Consider boundary conditions based on your clarifications:

javascript

// Improved with edge case handling
function searchProducts(products, query) {
  // Handle empty query
  if (!query || query.trim() === '') {
    return [];
  }
  
  const normalizedQuery = query.toLowerCase().trim();
  
  return products.filter(product => {
    const nameMatch = product.name?.toLowerCase().includes(normalizedQuery) || false;
    const descMatch = product.description?.toLowerCase().includes(normalizedQuery) || false;
    return nameMatch || descMatch;
  });
}

3. Iterate and Refine

Based on feedback, enhance your solution:

javascript

// Refined with relevance scoring
function searchProducts(products, query) {
  if (!query || query.trim() === '') {
    return [];
  }
  
  const normalizedQuery = query.toLowerCase().trim();
  const results = [];
  
  for (const product of products) {
    let relevance = 0;
    
    // Check name match (higher weight)
    if (product.name?.toLowerCase().includes(normalizedQuery)) {
      relevance += 2;
      
      // Exact match gets higher score
      if (product.name.toLowerCase() === normalizedQuery) {
        relevance += 3;
      }
    }
    
    // Check description match
    if (product.description?.toLowerCase().includes(normalizedQuery)) {
      relevance += 1;
    }
    
    if (relevance > 0) {
      results.push({ ...product, relevance });
    }
  }
  
  // Sort by relevance score
  return results.sort((a, b) => b.relevance - a.relevance);
}

Communication Tips

How you communicate during the clarification process is as important as the technical solution:

Do:

• Think aloud to share your reasoning
• Acknowledge constraints as you discover them
• Frame assumptions clearly: "Based on what we've discussed, I'm assuming..."
• Use visual aids (diagrams, pseudocode) to clarify your approach
• Confirm your understanding at key points

Don't:

• Rush to code without sufficient clarification
• Make assumptions without stating them
• Stick to a complex approach when a simpler solution emerges
• Dismiss edge cases without consideration

Summary

Handling ambiguous problems is a critical skill that demonstrates your ability to:

1. Identify missing information through analytical thinking
2. Ask targeted questions to resolve ambiguities
3. Make reasonable assumptions when necessary
4. Communicate clearly throughout the problem-solving process
5. Adapt your approach as new information emerges

Remember that ambiguous problems in interviews simulate real-world scenarios where requirements are often unclear or evolving.
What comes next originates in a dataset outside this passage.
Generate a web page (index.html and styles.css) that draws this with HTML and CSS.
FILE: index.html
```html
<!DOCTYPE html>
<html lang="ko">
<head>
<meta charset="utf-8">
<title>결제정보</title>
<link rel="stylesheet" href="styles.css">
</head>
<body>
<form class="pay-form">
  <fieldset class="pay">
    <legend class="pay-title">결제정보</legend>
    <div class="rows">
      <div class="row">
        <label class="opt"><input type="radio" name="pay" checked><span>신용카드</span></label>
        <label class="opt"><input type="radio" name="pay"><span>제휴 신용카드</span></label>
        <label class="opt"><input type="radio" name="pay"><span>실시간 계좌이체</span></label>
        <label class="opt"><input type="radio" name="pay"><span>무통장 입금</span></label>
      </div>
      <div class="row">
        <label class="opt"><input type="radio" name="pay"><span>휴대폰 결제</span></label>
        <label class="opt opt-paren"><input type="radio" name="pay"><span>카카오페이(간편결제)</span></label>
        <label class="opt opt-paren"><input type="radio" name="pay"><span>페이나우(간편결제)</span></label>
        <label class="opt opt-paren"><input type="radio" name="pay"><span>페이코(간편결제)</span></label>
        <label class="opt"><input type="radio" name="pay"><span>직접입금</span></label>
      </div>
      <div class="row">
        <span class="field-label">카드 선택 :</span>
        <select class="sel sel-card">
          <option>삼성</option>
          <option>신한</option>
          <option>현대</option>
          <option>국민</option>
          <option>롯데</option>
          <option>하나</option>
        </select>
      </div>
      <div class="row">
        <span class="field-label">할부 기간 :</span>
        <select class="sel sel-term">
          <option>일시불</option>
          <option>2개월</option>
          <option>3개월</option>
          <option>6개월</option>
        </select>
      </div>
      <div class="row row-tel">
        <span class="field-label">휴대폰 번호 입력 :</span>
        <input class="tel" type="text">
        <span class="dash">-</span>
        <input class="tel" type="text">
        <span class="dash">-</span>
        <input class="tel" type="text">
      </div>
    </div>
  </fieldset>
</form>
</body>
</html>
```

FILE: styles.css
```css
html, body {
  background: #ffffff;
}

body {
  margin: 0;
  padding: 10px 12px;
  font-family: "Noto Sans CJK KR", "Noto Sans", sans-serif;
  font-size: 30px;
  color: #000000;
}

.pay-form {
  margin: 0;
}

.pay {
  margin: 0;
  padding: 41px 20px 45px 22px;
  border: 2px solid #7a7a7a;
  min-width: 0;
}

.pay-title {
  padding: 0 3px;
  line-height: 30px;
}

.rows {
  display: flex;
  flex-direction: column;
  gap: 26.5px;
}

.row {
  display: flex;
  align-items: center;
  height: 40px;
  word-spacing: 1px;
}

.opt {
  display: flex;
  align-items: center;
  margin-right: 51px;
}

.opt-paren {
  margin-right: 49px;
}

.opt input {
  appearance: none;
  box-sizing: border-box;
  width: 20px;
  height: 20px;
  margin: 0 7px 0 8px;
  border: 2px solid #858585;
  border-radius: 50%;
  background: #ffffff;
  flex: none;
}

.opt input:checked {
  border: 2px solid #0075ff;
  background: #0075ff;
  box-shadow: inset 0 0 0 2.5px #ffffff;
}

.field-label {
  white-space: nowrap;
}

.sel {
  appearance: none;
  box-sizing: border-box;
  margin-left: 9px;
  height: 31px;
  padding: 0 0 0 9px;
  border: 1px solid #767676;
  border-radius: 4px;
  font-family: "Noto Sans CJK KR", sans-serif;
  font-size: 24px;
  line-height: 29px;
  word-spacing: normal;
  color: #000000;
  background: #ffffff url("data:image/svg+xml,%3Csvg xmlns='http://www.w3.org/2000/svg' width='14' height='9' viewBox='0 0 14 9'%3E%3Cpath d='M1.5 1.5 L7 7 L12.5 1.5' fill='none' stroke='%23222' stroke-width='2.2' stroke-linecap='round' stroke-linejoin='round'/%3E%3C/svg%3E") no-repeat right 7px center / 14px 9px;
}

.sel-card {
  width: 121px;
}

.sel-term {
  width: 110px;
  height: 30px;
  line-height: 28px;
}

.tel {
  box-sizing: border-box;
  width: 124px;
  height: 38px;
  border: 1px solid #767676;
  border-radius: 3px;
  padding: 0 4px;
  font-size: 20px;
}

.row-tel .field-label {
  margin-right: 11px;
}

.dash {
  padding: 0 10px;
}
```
Your process for handling these situations reveals your problem-solving maturity and communication skills—qualities that are highly valued in professional developers.

Practice Exercises

To improve your ambiguity-handling skills, try these exercises:

1. Reverse engineering: Have a friend describe the output of a function, and you need to determine what the function does.
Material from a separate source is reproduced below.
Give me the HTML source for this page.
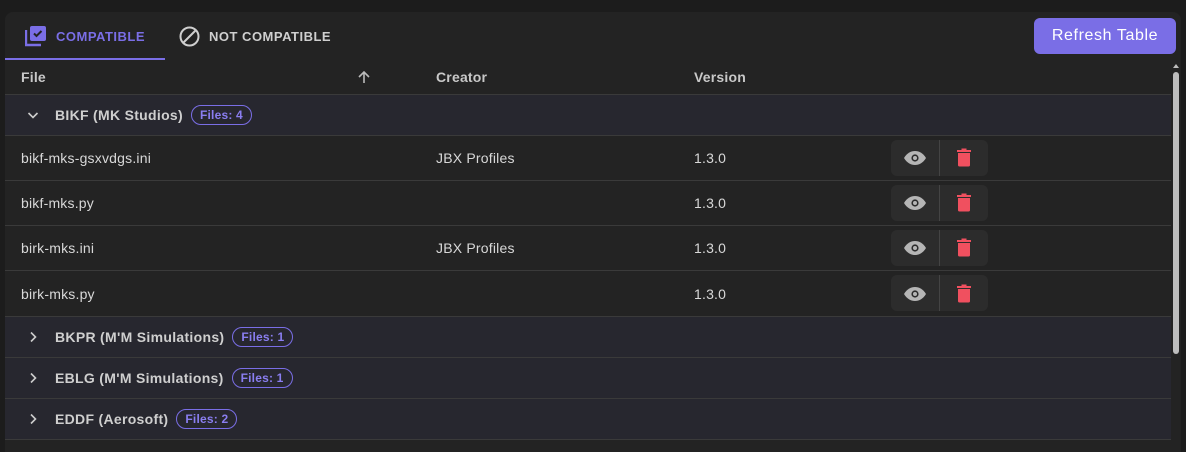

2. Specification refinement: Take vague product requirements like "Create a user dashboard" and practice expanding them into detailed specifications.

3. Mock interviews: Practice with ambiguous interview questions like:

   • "Design a parking lot system"
   • "Implement a file system"
   • "Create a function to detect patterns"

4. Real-world practice: When receiving tasks at work or school, intentionally identify ambiguities and practice clarifying them before starting implementation.

The more you practice identifying and resolving ambiguities, the more natural and efficient your problem-solving approach will become during technical interviews.